- _Exercise goal_
An exact copy of all the data is required, with pictures left out.

- _Source data_

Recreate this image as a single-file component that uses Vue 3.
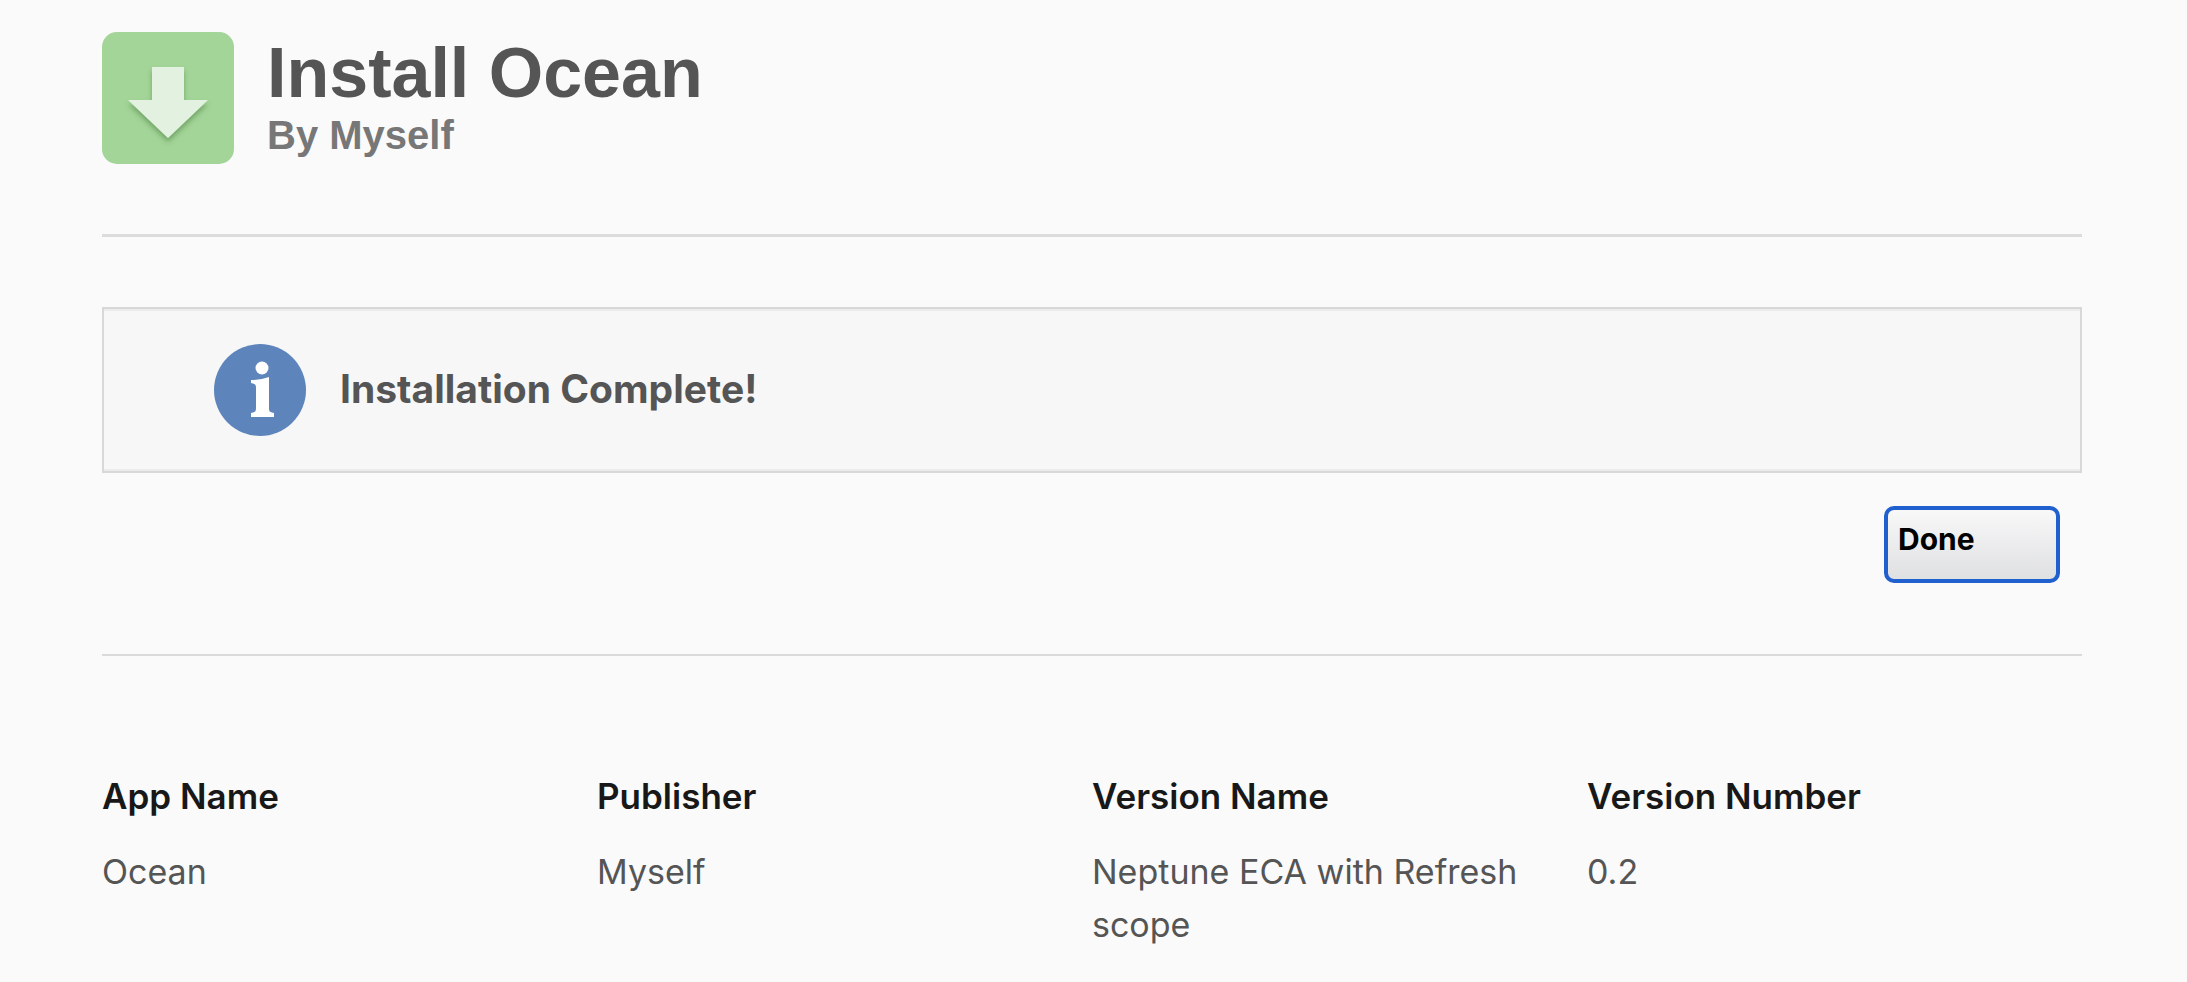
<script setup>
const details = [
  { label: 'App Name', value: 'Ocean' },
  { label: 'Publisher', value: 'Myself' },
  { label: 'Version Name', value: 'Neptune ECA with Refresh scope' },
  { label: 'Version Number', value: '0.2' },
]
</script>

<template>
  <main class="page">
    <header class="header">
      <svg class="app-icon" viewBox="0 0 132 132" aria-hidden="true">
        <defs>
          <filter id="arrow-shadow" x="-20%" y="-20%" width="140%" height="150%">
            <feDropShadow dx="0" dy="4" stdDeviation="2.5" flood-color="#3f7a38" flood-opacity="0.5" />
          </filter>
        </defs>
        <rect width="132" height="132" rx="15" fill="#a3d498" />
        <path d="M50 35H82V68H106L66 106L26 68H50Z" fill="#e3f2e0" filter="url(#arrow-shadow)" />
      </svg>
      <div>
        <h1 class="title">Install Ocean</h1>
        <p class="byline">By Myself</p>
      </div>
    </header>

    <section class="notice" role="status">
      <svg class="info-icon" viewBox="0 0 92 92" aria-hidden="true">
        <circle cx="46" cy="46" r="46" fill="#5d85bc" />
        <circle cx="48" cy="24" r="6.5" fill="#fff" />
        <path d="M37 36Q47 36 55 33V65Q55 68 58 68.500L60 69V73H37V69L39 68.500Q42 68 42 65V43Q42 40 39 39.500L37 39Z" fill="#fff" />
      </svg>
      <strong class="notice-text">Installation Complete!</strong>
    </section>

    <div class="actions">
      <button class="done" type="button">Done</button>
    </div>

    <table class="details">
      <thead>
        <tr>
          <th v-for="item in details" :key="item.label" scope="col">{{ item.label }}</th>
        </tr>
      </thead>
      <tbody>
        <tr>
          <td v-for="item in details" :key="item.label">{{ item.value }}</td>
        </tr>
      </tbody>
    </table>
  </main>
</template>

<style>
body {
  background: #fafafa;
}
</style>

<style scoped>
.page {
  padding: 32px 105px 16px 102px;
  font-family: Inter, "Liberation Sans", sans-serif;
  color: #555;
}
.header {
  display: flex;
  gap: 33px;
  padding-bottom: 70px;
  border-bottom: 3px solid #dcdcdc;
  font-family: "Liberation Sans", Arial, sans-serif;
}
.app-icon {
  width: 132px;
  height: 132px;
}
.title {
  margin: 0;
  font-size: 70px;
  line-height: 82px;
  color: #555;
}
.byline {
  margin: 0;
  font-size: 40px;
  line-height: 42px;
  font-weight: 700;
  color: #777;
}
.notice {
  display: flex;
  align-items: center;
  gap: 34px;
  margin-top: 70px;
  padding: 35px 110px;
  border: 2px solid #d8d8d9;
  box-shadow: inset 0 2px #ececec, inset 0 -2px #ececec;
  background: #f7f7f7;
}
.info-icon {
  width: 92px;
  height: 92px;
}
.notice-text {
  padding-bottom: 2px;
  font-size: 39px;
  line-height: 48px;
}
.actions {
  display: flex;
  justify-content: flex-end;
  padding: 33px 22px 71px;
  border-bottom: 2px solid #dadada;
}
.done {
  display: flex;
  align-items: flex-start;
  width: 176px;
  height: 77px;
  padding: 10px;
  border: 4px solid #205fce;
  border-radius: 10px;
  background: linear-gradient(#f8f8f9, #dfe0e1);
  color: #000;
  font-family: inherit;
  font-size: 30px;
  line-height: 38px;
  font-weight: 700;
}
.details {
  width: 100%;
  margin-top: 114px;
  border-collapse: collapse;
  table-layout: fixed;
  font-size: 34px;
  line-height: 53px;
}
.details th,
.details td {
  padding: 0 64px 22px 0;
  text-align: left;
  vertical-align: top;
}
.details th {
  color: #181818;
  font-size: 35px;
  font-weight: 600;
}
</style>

- _Task response_
Recreate this image as a single-file component that uses Vue 3.
<script setup>
const details = [
  { label: 'App Name', value: 'Ocean' },
  { label: 'Publisher', value: 'Myself' },
  { label: 'Version Name', value: 'Neptune ECA with Refresh scope' },
  { label: 'Version Number', value: '0.2' },
]
</script>

<template>
  <main class="page">
    <header class="header">
      <svg class="app-icon" viewBox="0 0 132 132" aria-hidden="true">
        <defs>
          <filter id="arrow-shadow" x="-20%" y="-20%" width="140%" height="150%">
            <feDropShadow dx="0" dy="4" stdDeviation="2.5" flood-color="#3f7a38" flood-opacity="0.5" />
          </filter>
        </defs>
        <rect width="132" height="132" rx="15" fill="#a3d498" />
        <path d="M50 35H82V68H106L66 106L26 68H50Z" fill="#e3f2e0" filter="url(#arrow-shadow)" />
      </svg>
      <div>
        <h1 class="title">Install Ocean</h1>
        <p class="byline">By Myself</p>
      </div>
    </header>

    <section class="notice" role="status">
      <svg class="info-icon" viewBox="0 0 92 92" aria-hidden="true">
        <circle cx="46" cy="46" r="46" fill="#5d85bc" />
        <circle cx="48" cy="24" r="6.5" fill="#fff" />
        <path d="M37 36Q47 36 55 33V65Q55 68 58 68.500L60 69V73H37V69L39 68.500Q42 68 42 65V43Q42 40 39 39.500L37 39Z" fill="#fff" />
      </svg>
      <strong class="notice-text">Installation Complete!</strong>
    </section>

    <div class="actions">
      <button class="done" type="button">Done</button>
    </div>

    <table class="details">
      <thead>
        <tr>
          <th v-for="item in details" :key="item.label" scope="col">{{ item.label }}</th>
        </tr>
      </thead>
      <tbody>
        <tr>
          <td v-for="item in details" :key="item.label">{{ item.value }}</td>
        </tr>
      </tbody>
    </table>
  </main>
</template>

<style>
body {
  background: #fafafa;
}
</style>

<style scoped>
.page {
  padding: 32px 105px 16px 102px;
  font-family: Inter, "Liberation Sans", sans-serif;
  color: #555;
}
.header {
  display: flex;
  gap: 33px;
  padding-bottom: 70px;
  border-bottom: 3px solid #dcdcdc;
  font-family: "Liberation Sans", Arial, sans-serif;
}
.app-icon {
  width: 132px;
  height: 132px;
}
.title {
  margin: 0;
  font-size: 70px;
  line-height: 82px;
  color: #555;
}
.byline {
  margin: 0;
  font-size: 40px;
  line-height: 42px;
  font-weight: 700;
  color: #777;
}
.notice {
  display: flex;
  align-items: center;
  gap: 34px;
  margin-top: 70px;
  padding: 35px 110px;
  border: 2px solid #d8d8d9;
  box-shadow: inset 0 2px #ececec, inset 0 -2px #ececec;
  background: #f7f7f7;
}
.info-icon {
  width: 92px;
  height: 92px;
}
.notice-text {
  padding-bottom: 2px;
  font-size: 39px;
  line-height: 48px;
}
.actions {
  display: flex;
  justify-content: flex-end;
  padding: 33px 22px 71px;
  border-bottom: 2px solid #dadada;
}
.done {
  display: flex;
  align-items: flex-start;
  width: 176px;
  height: 77px;
  padding: 10px;
  border: 4px solid #205fce;
  border-radius: 10px;
  background: linear-gradient(#f8f8f9, #dfe0e1);
  color: #000;
  font-family: inherit;
  font-size: 30px;
  line-height: 38px;
  font-weight: 700;
}
.details {
  width: 100%;
  margin-top: 114px;
  border-collapse: collapse;
  table-layout: fixed;
  font-size: 34px;
  line-height: 53px;
}
.details th,
.details td {
  padding: 0 64px 22px 0;
  text-align: left;
  vertical-align: top;
}
.details th {
  color: #181818;
  font-size: 35px;
  font-weight: 600;
}
</style>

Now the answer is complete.